Upon returning to my car, I continued to stare at my bag, wondering how I could possibly NOT have my purse? How could that be? How did I leave it home? WHERE WAS IT?

*sigh*

My "savior" soon arrived, filled my tank and told me to just write him a check when I next returned to work (ostensibly with my purse this time). He said that he'd been in a similar boat before and thought it nothing to offer a little assistance.

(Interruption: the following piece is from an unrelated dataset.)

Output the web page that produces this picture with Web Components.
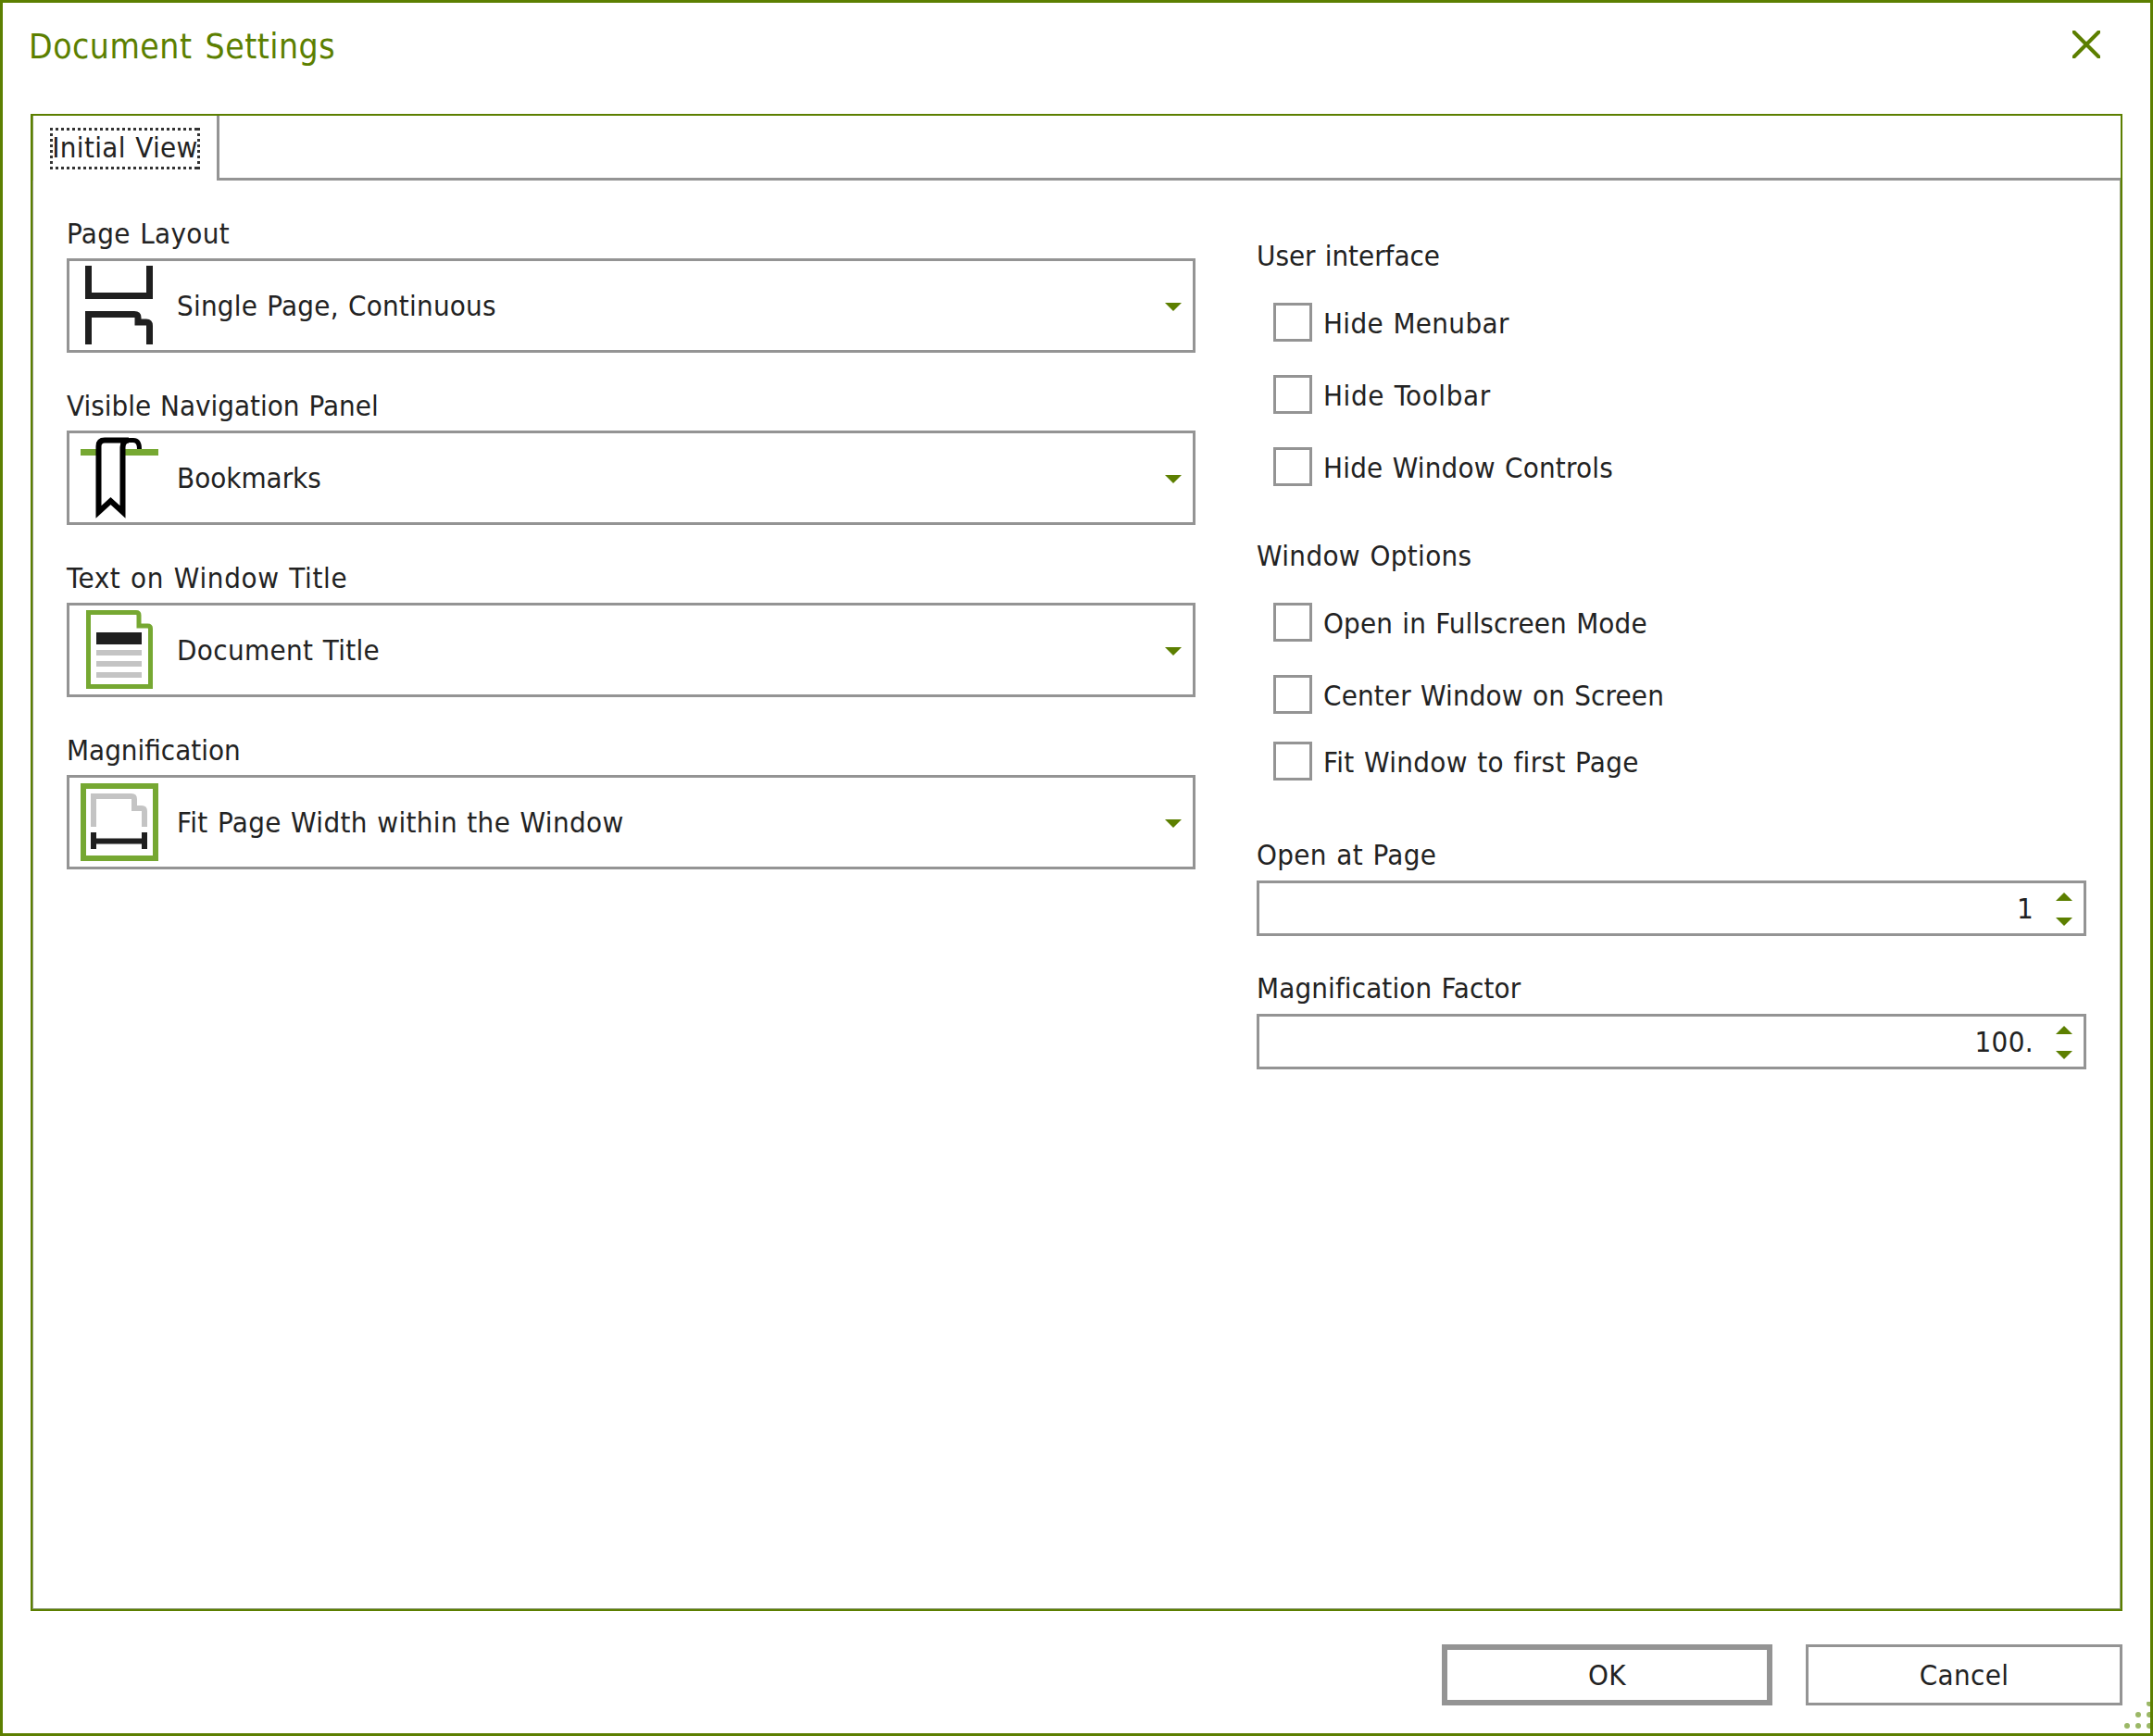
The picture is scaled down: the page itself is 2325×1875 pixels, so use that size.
<!DOCTYPE html>
<html lang="en"><head><meta charset="utf-8"><title>Document Settings</title>
<style>
html,body{margin:0;padding:0;background:#fff}
body{font-family:"DejaVu Sans Condensed","DejaVu Sans",sans-serif;font-stretch:condensed;font-size:31px;letter-spacing:.35px;word-spacing:1.2px;color:#222}
svg{display:block}
</style></head><body>
<ds-dialog heading="Document Settings">
  <ds-tabs tab="Initial View">
    <ds-column class="left" slot="left">
      <ds-combo label="Page Layout" value="Single Page, Continuous" style="--v-ls:.22px">
        <svg slot="icon" width="84" height="96" viewBox="0 0 84 96" fill="none" stroke="#1f1f1f" stroke-width="7"><path d="M8.5 5V37.500H74.500V5"/><path d="M8.5 90V57.500H58Q62 57.500 62 61V66H71Q74.500 66 74.500 70V90"/></svg>
      </ds-combo>
      <ds-combo label="Visible Navigation Panel" value="Bookmarks" style="--l-ls:0px;--v-ls:0px">
        <svg slot="icon" width="84" height="96" viewBox="0 0 84 96"><rect x="0" y="17" width="84" height="7" fill="#76a832"/><path d="M45.500 15Q45.500 7.500 53 7.500H57Q63.500 7.500 63.500 17" fill="none" stroke="#000" stroke-width="5"/><path d="M19.500 85V14Q19.500 7.500 26 7.500H52Q45.500 7.500 45.500 15V85L32.500 73Z" fill="#fff" stroke="#000" stroke-width="6" stroke-linejoin="miter"/></svg>
      </ds-combo>
      <ds-combo label="Text on Window Title" value="Document Title" style="--l-ls:.65px">
        <svg slot="icon" width="84" height="96" viewBox="0 0 84 96"><path d="M8.500 87.500V7.500H60Q63 7.500 63 10.500V22H72.500Q75.500 22 75.500 25V87.500Z" fill="#fff" stroke="#76a832" stroke-width="5"/><rect x="17" y="29" width="49" height="13" fill="#1f1f1f"/><rect x="17" y="48" width="49" height="6" fill="#c4c4c4"/><rect x="17" y="60" width="49" height="6" fill="#c4c4c4"/><rect x="17" y="72" width="49" height="6" fill="#c4c4c4"/></svg>
      </ds-combo>
      <ds-combo label="Magnification" value="Fit Page Width within the Window" style="--l-ls:0px">
        <svg slot="icon" width="84" height="96" viewBox="0 0 84 96"><rect x="3" y="9" width="78" height="78" fill="#fff" stroke="#76a832" stroke-width="6"/><path d="M14 53V20H55Q58 20 58 23V33H66Q69 33 69 36V53" fill="none" stroke="#c4c4c4" stroke-width="6"/><path d="M11 59h6v6.500h49V59h6v18h-6v-5.500H17V77h-6Z" fill="#1f1f1f"/></svg>
      </ds-combo>
    </ds-column>
    <ds-column class="right" slot="right">
      <ds-heading style="letter-spacing:0">User interface</ds-heading>
      <ds-check>Hide Menubar</ds-check>
      <ds-check gap="36" style="letter-spacing:.6px">Hide Toolbar</ds-check>
      <ds-check gap="36" style="letter-spacing:.2px">Hide Window Controls</ds-check>
      <ds-heading gap="54">Window Options</ds-heading>
      <ds-check style="letter-spacing:.15px">Open in Fullscreen Mode</ds-check>
      <ds-check gap="36" style="letter-spacing:.15px">Center Window on Screen</ds-check>
      <ds-check gap="30">Fit Window to first Page</ds-check>
      <ds-spin gap="59" label="Open at Page" value="1"></ds-spin>
      <ds-spin gap="35" label="Magnification Factor" value="100." style="--l-ls:.12px"></ds-spin>
    </ds-column>
  </ds-tabs>
  <ds-button slot="footer" default style="width:357px">OK</ds-button>
  <ds-button slot="footer" style="width:342px">Cancel</ds-button>
</ds-dialog>
<script>
const GREEN='#5c7f00', GREY='#949494';
function el(name,html,setup){
  customElements.define(name,class extends HTMLElement{
    constructor(){super();this.attachShadow({mode:'open'}).innerHTML=html(this)}
    connectedCallback(){setup&&setup(this)}
  });
}
const gapSetup=e=>{if(e.hasAttribute('gap'))e.style.marginTop=e.getAttribute('gap')+'px'};
const arrow=(up)=>`<svg style="display:block" width="18" height="9" viewBox="0 0 18 9"><path d="${up?'M9 0L18 9H0Z':'M0 0H18L9 9Z'}" fill="${GREEN}"/></svg>`;

el('ds-dialog',e=>`<style>
:host{display:flex;flex-direction:column;position:relative;box-sizing:border-box;width:2325px;height:1875px;border:3px solid ${GREEN};overflow:hidden;background:#fff}
.bar{height:120px;flex:none;display:flex;justify-content:space-between;padding:0 54px 0 28px;box-sizing:border-box}
h1{margin:0;font:inherit;font-size:37px;line-height:60px;color:${GREEN};font-weight:400;padding-top:18px;letter-spacing:.5px;word-spacing:3px}
.x{margin-top:30px}
.main{flex:1;display:flex;min-height:0;padding:0 30px}
::slotted(ds-tabs){flex:1}
.foot{height:132px;flex:none;box-sizing:border-box;padding:36px 30px 0;display:flex;justify-content:flex-end;gap:36px}
.grip{position:absolute;right:-3px;bottom:0;width:34px;height:34px}
</style>
<div class="bar"><h1>${e.getAttribute('heading')}</h1><svg class="x" width="30" height="30" viewBox="0 0 30 30"><path d="M1.500 1.500L28.500 28.500M28.500 1.500L1.500 28.500" stroke="${GREEN}" stroke-width="4" stroke-linecap="round"/></svg></div>
<div class="main"><slot></slot></div>
<div class="foot"><slot name="footer"></slot></div>
<svg class="grip" viewBox="0 0 34 34" fill="#9bb866"><circle cx="30" cy="2" r="3"/><circle cx="18" cy="14" r="3"/><circle cx="30" cy="14" r="3"/><circle cx="6" cy="26" r="3"/><circle cx="18" cy="26" r="3"/><circle cx="30" cy="26" r="3"/></svg>`);

el('ds-tabs',e=>`<style>
:host{display:flex;flex-direction:column;box-sizing:border-box;border:2px solid ${GREEN};height:100%}
.head{display:flex;height:70px;flex:none}
.tab{box-sizing:border-box;width:202px;border-left:1px solid #7f9a4e;border-right:3px solid ${GREY};padding:13px 18px 0 18px}
.focus{box-sizing:border-box;height:45px;display:flex;align-items:center;justify-content:center;padding-bottom:3px;white-space:nowrap;
background:repeating-linear-gradient(90deg,#333 0 3px,transparent 3px 6px) top/100% 3px no-repeat,repeating-linear-gradient(90deg,#333 0 3px,transparent 3px 6px) bottom/100% 3px no-repeat,repeating-linear-gradient(180deg,#333 0 3px,transparent 3px 6px) left/3px 100% no-repeat,repeating-linear-gradient(180deg,#333 0 3px,transparent 3px 6px) right/3px 100% no-repeat}
.fill{flex:1;border-bottom:3px solid ${GREY}}
.body{flex:1;display:flex;gap:66px;padding:36px 36px 0;border:1px solid #8f9c78;border-top:0}
</style>
<div class="head"><div class="tab"><div class="focus">${e.getAttribute('tab')}</div></div><div class="fill"></div></div>
<div class="body"><slot name="left"></slot><slot name="right"></slot></div>`);

el('ds-column',e=>`<style>
:host{display:flex;flex-direction:column}
:host(.left){width:1219px;gap:36px}
:host(.right){width:896px;margin-top:24px}
</style><slot></slot>`);

const LABEL=`line-height:43px;height:43px;white-space:nowrap;`;
el('ds-combo',e=>`<style>
:host{display:block}
.l{${LABEL}margin-bottom:5px;letter-spacing:var(--l-ls,.35px)}
.b{box-sizing:border-box;height:102px;border:3px solid ${GREY};display:flex;align-items:center;padding:0 12px}
.i{width:84px;height:96px;flex:none}
.v{flex:1;margin-left:20px;white-space:nowrap;letter-spacing:var(--v-ls,.35px)}
.a{margin-top:3px}
</style><div class="l">${e.getAttribute('label')}</div>
<div class="b"><div class="i"><slot name="icon"></slot></div><div class="v">${e.getAttribute('value')}</div><div class="a">${arrow(false)}</div></div>`);

el('ds-heading',e=>`<style>:host{display:block;${LABEL}margin-bottom:29px}</style><slot></slot>`,gapSetup);

el('ds-check',e=>`<style>
:host{display:flex;align-items:center;height:42px;padding-left:18px;gap:12px;white-space:nowrap}
.c{box-sizing:border-box;width:42px;height:42px;border:3px solid ${GREY};flex:none}
.t{padding-top:1px}
</style><div class="c"></div><div class="t"><slot></slot></div>`,gapSetup);

el('ds-spin',e=>`<style>
:host{display:block}
.l{${LABEL}margin-bottom:6px;letter-spacing:var(--l-ls,.35px)}
.b{box-sizing:border-box;height:60px;border:3px solid ${GREY};display:flex;align-items:center;justify-content:flex-end;padding-right:12px}
.v{margin-right:24px}
.s{display:flex;flex-direction:column;gap:18px;margin-top:1px}
</style><div class="l">${e.getAttribute('label')}</div>
<div class="b"><div class="v">${e.getAttribute('value')}</div><div class="s">${arrow(true)}${arrow(false)}</div></div>`,gapSetup);

el('ds-button',e=>`<style>
:host{display:flex;align-items:center;justify-content:center;box-sizing:border-box;height:66px;border:${e.hasAttribute('default')?6:3}px solid ${GREY};white-space:nowrap}
</style><slot></slot>`);
</script>
</body></html>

When I arrived at work, I had a message from my boss who had called the parish office and learned I was already being assisted. She told me that she was going to start sending me messages to remember my stuff every day. (Yesterday I left my work keys home).

Yes, that's life.

Obviously God judged that I was in need of humility today. But because of that lesson, I'm also incredibly grateful that I have people in my life so willing to come to my assistance, that I didn't run out of gas on the freeway with no ability to call for help along with the money to pay for it, and that, well, I have a job, for even though I am poor, at least I (usually) have enough for what I need without having to beg every day.

Thank you, Lord.

Stop laughing! 

2 comments:

Gabriella said...

Adoro,
I learned a couple weeks ago to really mean it when you ask for humility. I did so, and God took me up on it. I went to the wrong class one day at school. I mentally skipped hours of the day. It was soooooooo mortifying!!!!!! But kind of funny as well.

Adoro said...

Gabriella ~ I've actually learned that even if you aren't totally sincere when you ask for humility, God still delivers....BIG!

The one time I asked really really sincerely I nearly lost my job and it was only His Grace that kept me in that disciplinary meeting (in which I was actually not the biggest offender).

He'll answer ANY pray for humility, no matter how small. Don't kid yourself with regard to any request of God; He knows us, He knows what we need and when we need it, especially when it comes to growing in holiness.

All too often our "sincerity" isn't a factor at all. One can ask in all sincerity but reject the Grace when it comes. That's the REAL test.